Forests are the primary repositories of terrestrial biodiversity, accounting for approximately 80% of such biodiversity. In India, they constitute the second-largest land-use after agriculture. More than 40% of the Indian forests are degraded and under-stocked and 70% have lost their natural regeneration potential. Forest degradation is a natural eco-disaster affecting the economy and ecology at local to global scale. Factors responsible for the acceleration of forest degradation include population growth, forest land conversion for agriculture, industry, power projects, irrigation, roads, urbanization, private encroachments, improper forest management, etc. The continuous degradation of natural forests leads to drought, flood, disturbance in nutrient cycling, increasing atmospheric CO2, soil erosion, loss of biodiversity, etc. A positive forest cover change in recent years became possible because of better conservation and management interventions by the Indian government through afforestation, community participation for protection of plantation areas, and expansions of trees outside natural forests.
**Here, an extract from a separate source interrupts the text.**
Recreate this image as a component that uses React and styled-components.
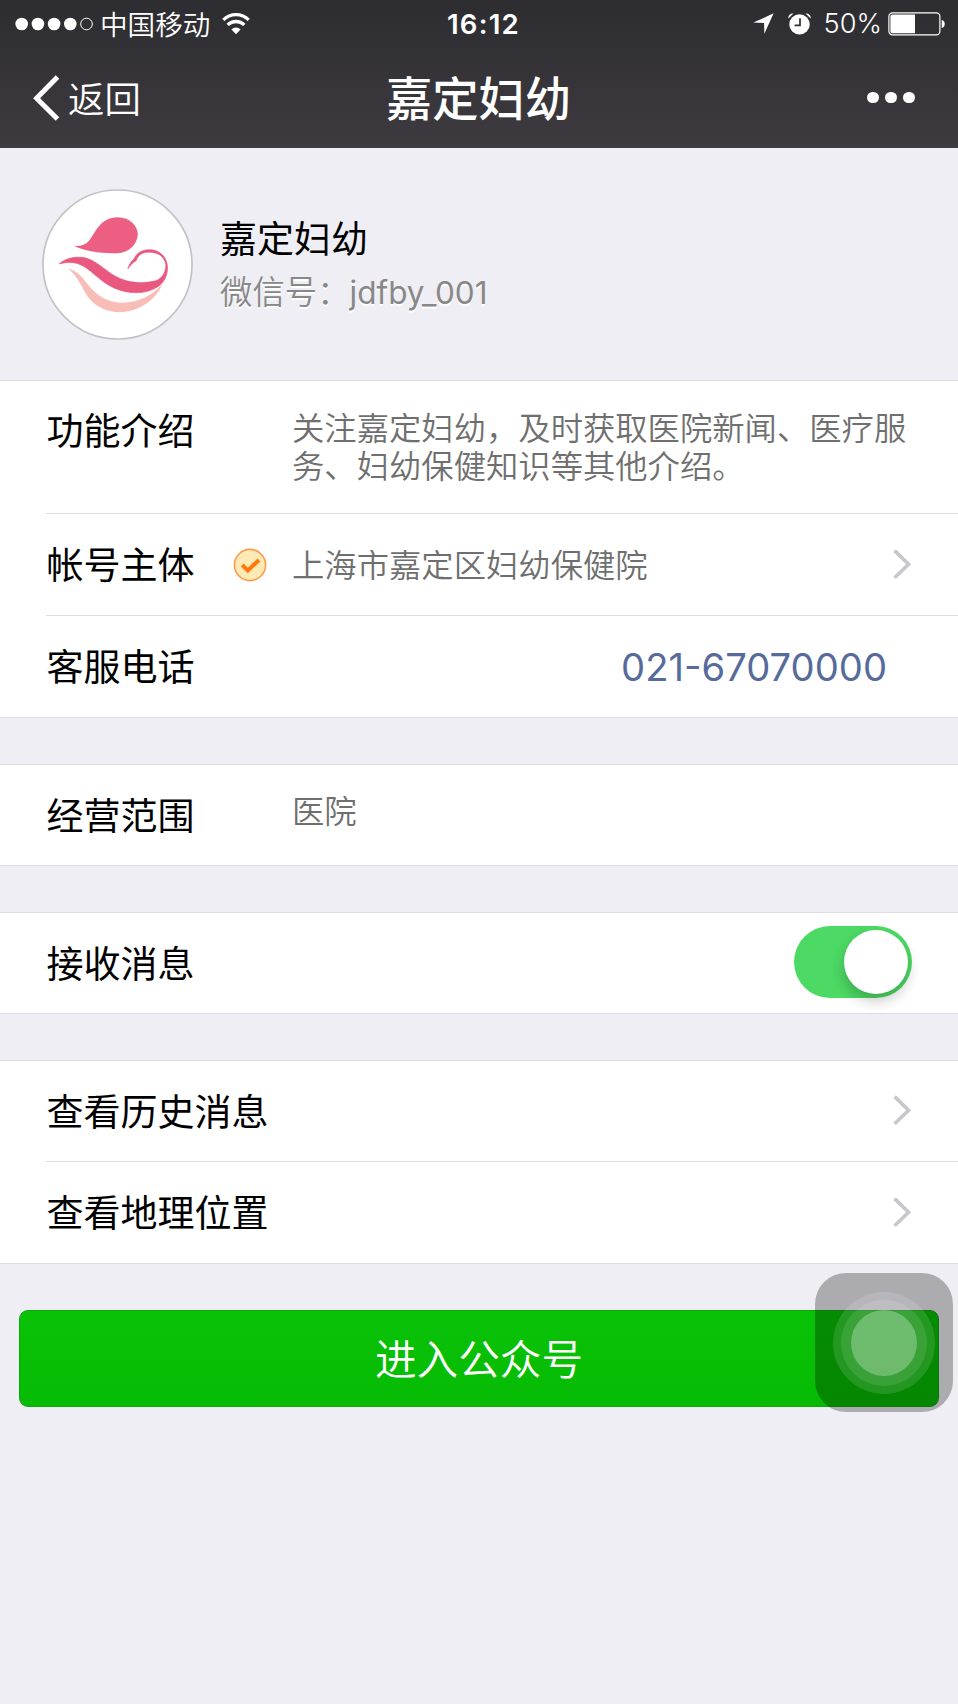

Forest landscape restoration aims in enhancing the ecological integrity of deforested or degraded landscapes and also to improve human well-being using nature-based solutions such as plantation, agroforestry, erosion control, and natural forest regeneration. There are different International as well as Indian policies formulated to restore degraded forests like Indian Collaborative Forest Landscape Restoration Program with US Forest Service 2009, Bonn Challenge 2011, Joint Forests Management, etc.

 

Speaker:

Dr Purabi Saikia has been working as an Associate Professor in the Department of Botany, Institute of Science, Banaras Hindu University, Varanasi, since June 2024. She is working in plant ecology especially phytosociology, conservation of rare, endangered plant species, plant productivity estimation, plant invasions, and ecological niche modelling in Indian forests. She is the recipient of the prestigious Rashtriya Vigyan Puraskar: Vigyan Yuva, Shanti Swarup Bhatnagar 2024 in Environmental Science from the Ministry of Science and Technology, Govt. of India and several other awards of national repute. She has published ~67 journal articles in different Scopus/ WoS and UGC-care listed journals, 03 edited/ co-authored books, 01 policy document with IUCN, and ~56 chapters in edited book volumes.